Prediction for 2011: 4th place (81-81)
The Cubbies will be better than they were a year ago, and while they COULD be good enough to make a run at the division title it seems to me that everything would have to go right for them to do so. I project Garza will win 15-17 games and Zambrano will be pretty darned good — but he’ll be unloaded as soon as the front office gets a viable trade offer for him. Aramis Ramirez will again struggle with a couple of nagging injuries that will sap his effectiveness — he’ll be very good when healthy and brutal when hobbled. Sound familiar, Cubs fans?
Top Five Prospects:
1. Brett Jackson, OF
2. Trey McNutt, RHP
3. Chris Carpenter, RHP
4. Rafael Dolis, RHP
5. Josh Vitters, 3B
Brett Jackson was the Cubs’ first-round pick in the 2009 First Year Player Draft. He has been plagued by a series of nuisance injuries, but when he has played he has displayed a well-rounded set of tools. He has an extremely quick bat, makes solid contact and flashes plus-speed. The problem is he shows negligible patience at the plate and therefore doesn’t get on base enough to take full advantage of his speed — his strikeout rate in the minors is up around 25% so he needs to work on both discipline and pitch recognition in order to cut that rate in half.

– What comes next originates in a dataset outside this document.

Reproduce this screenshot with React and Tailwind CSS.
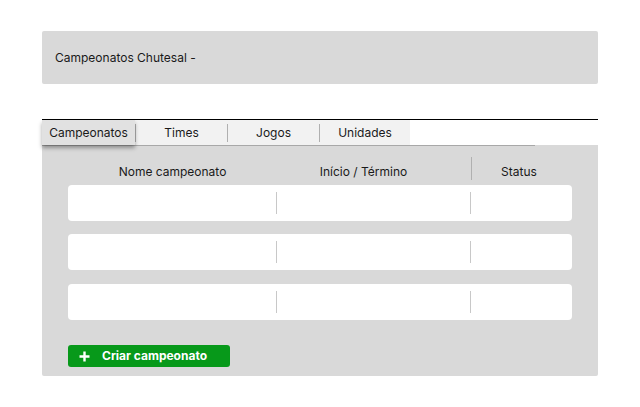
import React from "react";

function Row({ mt }) {
  return (
    <div className={`${mt} grid h-[36px] grid-cols-[209px_194px_101px] rounded-[4px] bg-white`}>
      <div className="flex items-center justify-end">
        <div className="h-[22px] w-px bg-[#c8c8c8]" />
      </div>
      <div className="flex items-center justify-end">
        <div className="h-[22px] w-px bg-[#c8c8c8]" />
      </div>
      <div />
    </div>
  );
}

export default function App() {
  const tabs = ["Campeonatos", "Times", "Jogos", "Unidades"];
  return (
    <div
      className="min-h-[407px] w-[640px] bg-white px-[42px] pt-[31px] text-[#1a1a1a]"
      style={{ fontFamily: "Inter, 'Noto Sans', sans-serif" }}
    >
      <div className="flex h-[53px] items-center rounded-[2px] bg-[#d9d9d9] pl-[13px] text-[12px]">
        Campeonatos Chutesal -
      </div>

      <div className="mt-[35px] h-px bg-black" />
      <div className="flex h-[25px] w-[368px] bg-[#f2f2f2] text-[12px]">
        <div className="relative z-10 flex w-[93px] items-center justify-center bg-[#e1e1e1] shadow-[0_3px_4px_rgba(0,0,0,0.35)]">
          {tabs[0]}
        </div>
        <div className="h-[18px] w-px self-center bg-[#b0b0b0]" />
        <div className="flex w-[91px] items-center justify-center">{tabs[1]}</div>
        <div className="h-[18px] w-px self-center bg-[#b0b0b0]" />
        <div className="flex w-[91px] items-center justify-center">{tabs[2]}</div>
        <div className="h-[18px] w-px self-center bg-[#b0b0b0]" />
        <div className="flex w-[90px] items-center justify-center">{tabs[3]}</div>
      </div>

      <div className="h-[231px] rounded-b-[2px] bg-[#d9d9d9]">
        <div className="h-px w-[493px] bg-[#a8a8a8]" />
        <div className="px-[26px]">
          <div className="mt-[11px] grid h-[23px] grid-cols-[209px_194px_101px] text-[12px]">
            <div className="flex items-start justify-center pt-[6px]">Nome campeonato</div>
            <div className="flex items-start justify-center pt-[6px] pr-[21px]">Início / Término</div>
            <div className="relative flex items-start justify-center pt-[6px] pr-[5px]">
              <div className="absolute left-0 top-0 h-[23px] w-px bg-[#b0b0b0]" />
              Status
            </div>
          </div>
          <Row mt="mt-[5px]" />
          <Row mt="mt-[13px]" />
          <Row mt="mt-[14px]" />
          <button className="mt-[25px] flex h-[22px] w-[162px] items-center rounded-[3px] bg-[#07991a] pl-[11px] text-[12px] font-bold text-white">
            <svg width="11" height="11" viewBox="0 0 11 11" className="mr-[12px]">
              <path d="M5.5 0.5v10M0.5 5.5h10" stroke="white" strokeWidth="2.4" />
            </svg>
            <span>Criar campeonato</span>
          </button>
        </div>
      </div>
    </div>
  );
}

Baseball America projects he will eventually hit for power and could be a 20-20 guy in the major leagues, but I don’t believe he is going to develop that kind of power… I see him as doubles machine who will hit 12-15 homers, at best.
Jackson can play all three outfield positions and shows good instincts in the field. He has an accurate arm with average strength. Based on his limited power potential and average arm strength, I think he will eventually make his home in center field.